**COLLECTED MATERIAL**
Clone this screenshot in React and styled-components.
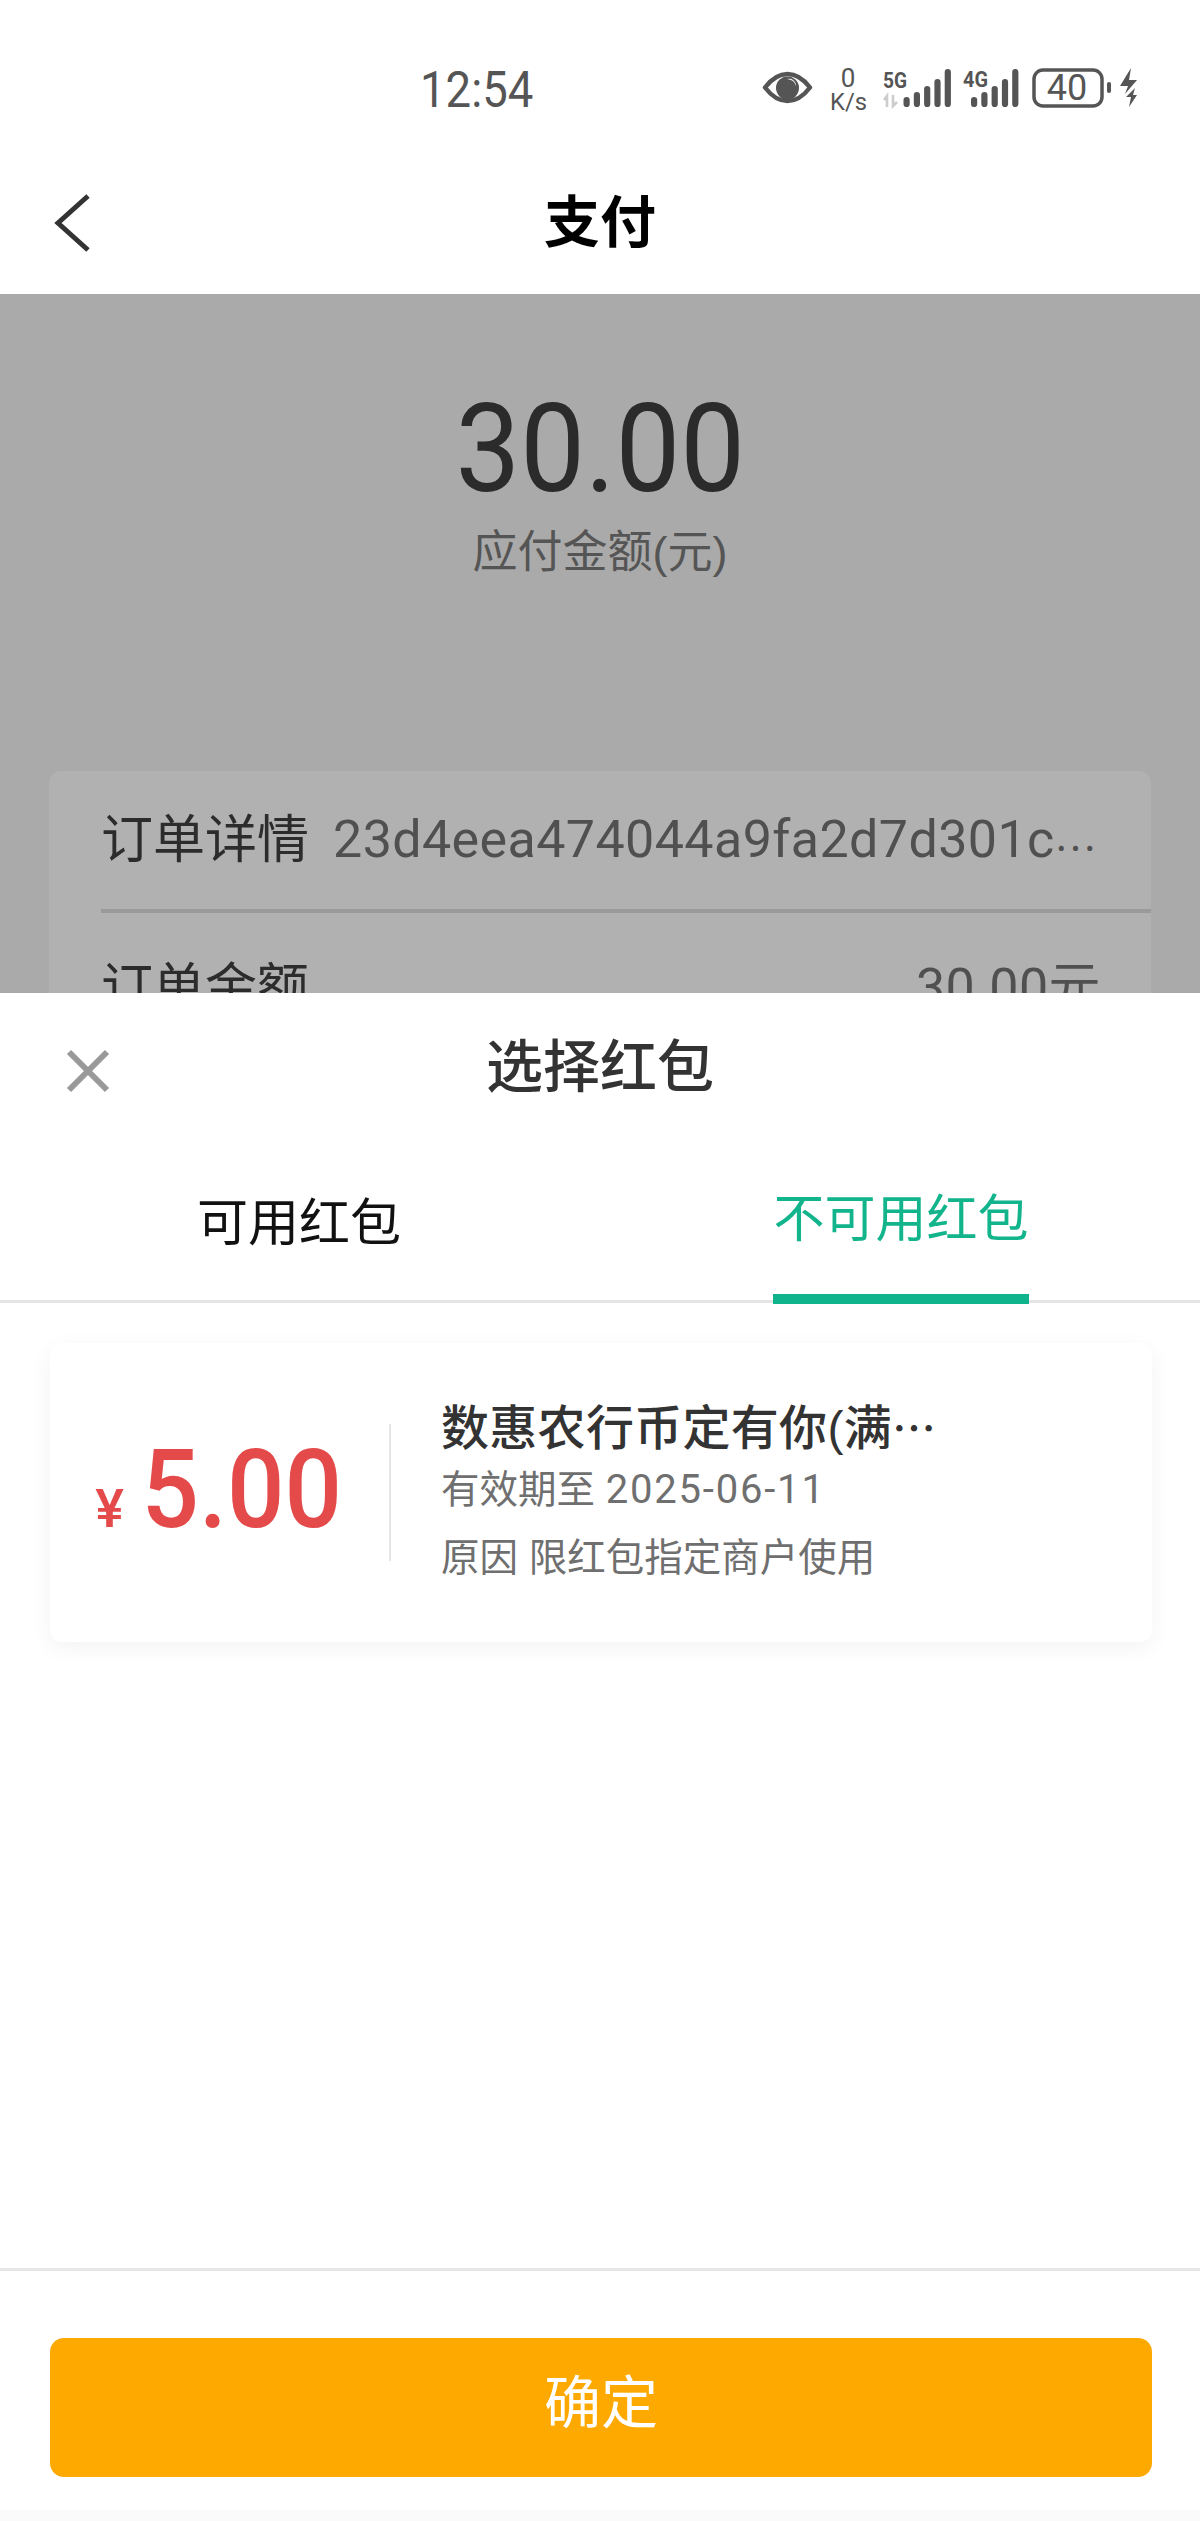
import React from "react";
import styled, { createGlobalStyle } from "styled-components";

const Global = createGlobalStyle`
  html, body { margin: 0; padding: 0; background: #fff; }
  body { font-family: "Liberation Sans", "Noto Sans CJK SC", sans-serif; }
`;
const Sans = `"Roboto", "Noto Sans CJK SC", sans-serif`;
const Cjk = `"Liberation Sans", "Noto Sans CJK SC", sans-serif`;
const CjkOnly = `"Noto Sans CJK SC", sans-serif`;

const Page = styled.div`
  width: 1200px; height: 2521px; display: flex; flex-direction: column; overflow: hidden; background: #fff;
`;
const StatusBar = styled.div`
  height: 165px; flex: none; display: flex; align-items: flex-start; background: #fff;
`;
const Time = styled.div`
  margin: 63px 0 0 420px; font: 400 50px/54px ${Sans}; color: #555; transform: scaleX(.91); transform-origin: left center;
`;
const StatusIcons = styled.svg`
  margin: 60px 50px 0 auto; flex: none; display: block;
`;
const NavBar = styled.div`
  height: 129px; flex: none; box-sizing: border-box; padding-bottom: 13px; display: grid; grid-template-columns: 1fr auto 1fr; align-items: center; background: #fff;
`;
const Back = styled.svg`
  margin-left: 53px; display: block;
`;
const NavTitle = styled.div`
  font: 700 56px/60px ${Cjk}; color: #000;
`;
const Dimmed = styled.div`
  height: 699px; flex: none; background: #aaa; display: flex; flex-direction: column; align-items: center; overflow: hidden;
`;
const Amount = styled.div`
  margin-top: 95px; font: 400 122px/122px ${Sans}; color: #2b2b2b; transform: scaleX(.945);
`;
const AmountLabel = styled.div`
  margin-top: 12px; font: 400 45px/60px ${Cjk}; color: #555;
`;
const OrderCard = styled.div`
  margin-top: 188px; width: 1102px; height: 300px; background: #b1b1b1; border-radius: 12px; flex: none;
`;
const OrderRow = styled.div`
  height: 142px; margin-left: 52px; display: flex; align-items: center; justify-content: space-between; padding-right: 50px;
  border-bottom: 4px solid #9a9a9a; box-sizing: border-box;
`;
const OrderRowLast = styled.div`
  height: 150px; margin-left: 52px; display: flex; align-items: center; justify-content: space-between; padding-right: 50px;
`;
const OrderKey = styled.div`
  font: 400 52px/60px ${Cjk}; color: #2c2c2c; flex: none;
`;
const OrderValue = styled.div`
  font: 400 52px/60px ${Sans}; color: #505050; margin-left: 24px; letter-spacing: .4px; white-space: nowrap; flex: 1; text-align: ${p => (p.$right ? "right" : "left")};
`;
const Dots = styled.span`
  font-family: ${CjkOnly}; font-size: ${p => p.$size}px; position: relative; top: ${p => p.$lift || 0}px;
`;
const Sheet = styled.div`
  flex: 1; min-height: 0; background: #fff; display: flex; flex-direction: column;
`;
const SheetHead = styled.div`
  height: 150px; flex: none; display: grid; grid-template-columns: 1fr auto 1fr; align-items: start;
`;
const Close = styled.svg`
  margin: 56px 0 0 66px; display: block;
`;
const SheetTitle = styled.div`
  margin-top: 41px; font: 500 57px/66px ${Cjk}; color: #333;
`;
const Tabs = styled.div`
  height: 157px; flex: none; display: flex; border-bottom: 3px solid #e4e4e4;
`;
const Tab = styled.div`
  flex: 1; display: flex; justify-content: center; padding-left: ${p => (p.$active ? 4 : 0)}px;
`;
const TabLabel = styled.div`
  margin-top: ${p => (p.$active ? 45 : 49)}px; height: ${p => (p.$active ? 112 : 108)}px;
  font: 400 51px/64px ${Cjk}; color: ${p => (p.$active ? "#12b48c" : "#111")}; position: relative;
  ${p => p.$active && `&::after { content: ""; position: absolute; left: 0; right: 0; bottom: -4px; height: 10px; background: #10b48c; }`}
`;
const Coupon = styled.div`
  margin: 40px 48px 0 50px; height: 299px; flex: none; background: #fff; border-radius: 12px;
  box-shadow: 0 6px 22px rgba(0,0,0,.05); display: flex; align-items: center;
`;
const Price = styled.div`
  width: 339px; flex: none; display: flex; align-items: baseline; justify-content: flex-end; padding: 0 47px 6px 0; box-sizing: border-box; color: #e44a4a;
`;
const Yen = styled.span`
  font: 500 54px/1 ${Sans}; margin-right: 0;
`;
const PriceNum = styled.span`
  font: 500 110px/1 ${Sans}; transform: scaleX(.92); transform-origin: right center; display: inline-block;
`;
const Divider = styled.div`
  width: 2px; height: 137px; background: #e6e6e6; flex: none;
`;
const Info = styled.div`
  margin: 0 0 6px 50px; display: flex; flex-direction: column;
`;
const InfoTitle = styled.div`
  font: 500 48px/58px ${Cjk}; color: #333; letter-spacing: .3px;
`;
const InfoLine = styled.div`
  font: 400 38.5px/50px ${Cjk}; color: #6f6f6f; margin-top: ${p => p.$gap}px;
`;
const DateText = styled.span`
  font: 400 40px/50px ${Sans}; letter-spacing: 1.8px;
`;
const Spacer = styled.div`flex: 1;`;
const Footer = styled.div`
  height: 242px; flex: none; border-top: 3px solid #e6e6e6; box-sizing: border-box; padding: 67px 48px 0 50px; background: #fff;
`;
const Confirm = styled.div`
  height: 139px; background: #fea900; border-radius: 14px; display: flex; align-items: center; justify-content: center;
  box-sizing: border-box; padding-bottom: 9px; font: 400 57px/1 ${Cjk}; color: #fff;
`;
const HomeStrip = styled.div`
  height: 11px; flex: none; background: #fafafa;
`;

const BAR_H = [10, 15, 21, 28, 38];
const Bars = ({ x }) => BAR_H.map((h, i) => (
  <rect key={i} x={x + i * 10.3} y={107 - h} width="6.2" height={h} rx="3.1" fill="#555" />
));

export default function App() {
  return (
    <Page>
      <Global />
      <StatusBar>
        <Time>12:54</Time>
        <StatusIcons width="400" height="60" viewBox="750 60 400 60">
          <path d="M765 87.5 C773 77 781 74 787.5 74 C794 74 802 77 810 87.5 C802 98 794 101 787.5 101 C781 101 773 98 765 87.5Z" fill="none" stroke="#555" strokeWidth="4.5" strokeLinejoin="round" />
          <circle cx="787.5" cy="88" r="11.5" fill="#555" />
          <path d="M787 79 a10 9 0 0 1 9 7 a7 7 0 0 0 -9 -7z" fill="#fff" />
          <text x="848" y="87" fontFamily="Roboto" fontSize="26" fill="#555" textAnchor="middle">0</text>
          <text x="830" y="110" fontFamily="Roboto" fontSize="24" fill="#555" textLength="37" lengthAdjust="spacingAndGlyphs">K/s</text>
          <text x="883" y="88" fontFamily="Roboto" fontWeight="700" fontSize="22" fill="#555" textLength="24" lengthAdjust="spacingAndGlyphs">5G</text>
          <path d="M887 107 V96 L884 100 M893 95 V106 L897 102" stroke="#ccc" strokeWidth="2.6" fill="none" />
          <Bars x={903.5} />
          <text x="963" y="87" fontFamily="Roboto" fontWeight="700" fontSize="22" fill="#555" textLength="25" lengthAdjust="spacingAndGlyphs">4G</text>
          <Bars x={971} />
          <rect x="1034" y="70" width="68" height="36" rx="9" fill="none" stroke="#555" strokeWidth="3.5" />
          <text x="1067" y="100" fontFamily="Roboto" fontSize="36" fill="#555" textAnchor="middle">40</text>
          <rect x="1107" y="82" width="4" height="11" rx="2" fill="#555" />
          <path d="M1131 68 L1120 86 L1128 86 L1125 94 L1137 80 L1129 80 Z M1135 88 L1126 97 L1131 97 L1129 107 L1137 95 L1133 95 Z" fill="#555" />
        </StatusIcons>
      </StatusBar>
      <NavBar>
        <Back width="40" height="60" viewBox="0 0 40 60">
          <path d="M35 3 L5 30 L35 57" fill="none" stroke="#333" strokeWidth="5" />
        </Back>
        <NavTitle>支付</NavTitle>
      </NavBar>
      <Dimmed>
        <Amount>30.00</Amount>
        <AmountLabel>应付金额(元)</AmountLabel>
        <OrderCard>
          <OrderRow>
            <OrderKey>订单详情</OrderKey>
            <OrderValue>23d4eea474044a9fa2d7d301c<Dots $size={38} $lift={-6}>⋯</Dots></OrderValue>
          </OrderRow>
          <OrderRowLast>
            <OrderKey>订单金额</OrderKey>
            <OrderValue $right>30.00元</OrderValue>
          </OrderRowLast>
        </OrderCard>
      </Dimmed>
      <Sheet>
        <SheetHead>
          <Close width="44" height="44" viewBox="0 0 44 44">
            <path d="M3 3 L41 41 M41 3 L3 41" stroke="#999" strokeWidth="6" fill="none" />
          </Close>
          <SheetTitle>选择红包</SheetTitle>
        </SheetHead>
        <Tabs>
          <Tab><TabLabel>可用红包</TabLabel></Tab>
          <Tab $active><TabLabel $active>不可用红包</TabLabel></Tab>
        </Tabs>
        <Coupon>
          <Price><Yen>¥</Yen><PriceNum>5.00</PriceNum></Price>
          <Divider />
          <Info>
            <InfoTitle>数惠农行币定有你(满<Dots $size={44}>⋯</Dots></InfoTitle>
            <InfoLine $gap={7}>有效期至 <DateText>2025-06-11</DateText></InfoLine>
            <InfoLine $gap={18}>原因 限红包指定商户使用</InfoLine>
          </Info>
        </Coupon>
        <Spacer />
        <Footer><Confirm>确定</Confirm></Footer>
        <HomeStrip />
      </Sheet>
    </Page>
  );
}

**WHAT TO DO**
Extract every line that has the string "components" in it.

**OUTPUT OF THE EXERCISE**
Clone this screenshot in React and styled-components.
import styled, { createGlobalStyle } from "styled-components";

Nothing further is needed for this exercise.